Searching for profits
Over the past few years, making money is something that has not been easy for coffee farmers, large and small, wherever they are in the world.
Coffee prices have been at historically low levels, driving many smallholders in Tanzania to subsistence farming or to grow other more profitable crops like flowers.
The price of coffee is not an issue that worries Tacri's Twahir Nzallawahe.
"This is a long-term project as we plan to oversee the replanting of around five million bushes a year.
"So hopefully by 2010 when we are hoping to produce 100,000 metric tonnes of coffee a year, the price will have improved," he says.
Tanzania also has a trump card in that it is one of only three coffee producing countries in the world which grows Colombian Mild, which is a highly prized Arabica bean; the other two are Kenya and Colombia.
"Arabica is a finer coffee bean than the more common Robusta variety and as a result it gets a better price on the world market.
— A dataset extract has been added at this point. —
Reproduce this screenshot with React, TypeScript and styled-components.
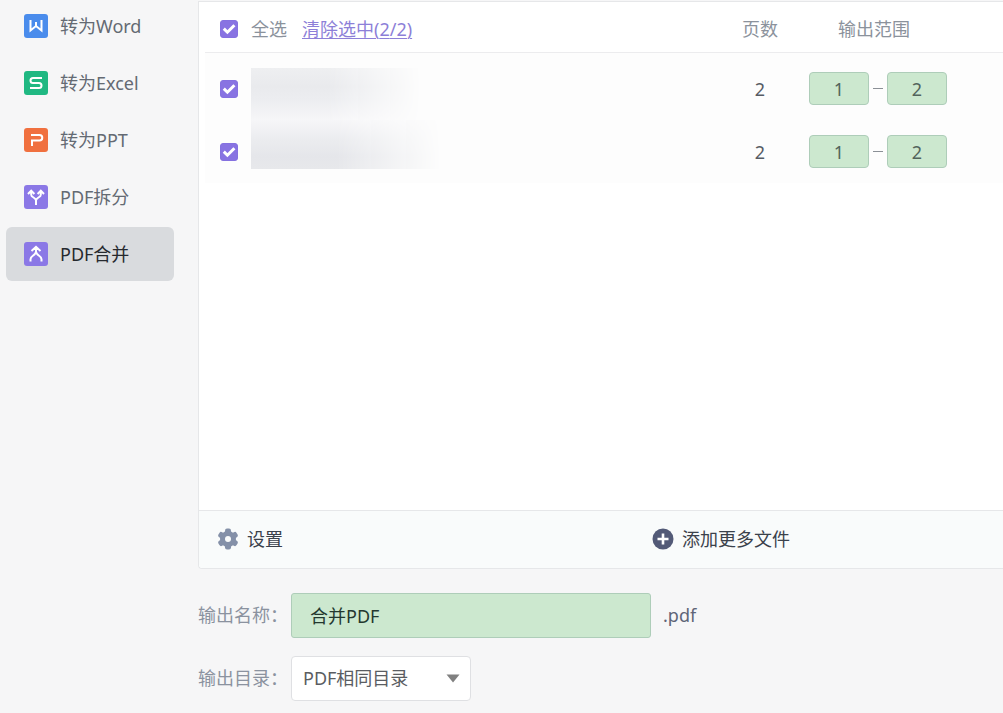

So even if we do not produce as much coffee as Cote d'Ivoire or Cameroon, we can still have a highly profitable industry," says Mr Nzallawahe.
There is clearly a lot of work to do before that vision becomes a reality.
The demand from Tanzania's two biggest export markets, Germany and Japan is strong, but that demand will only be met once Tanzania has replaced its ailing stock of pest-prone coffee bushes.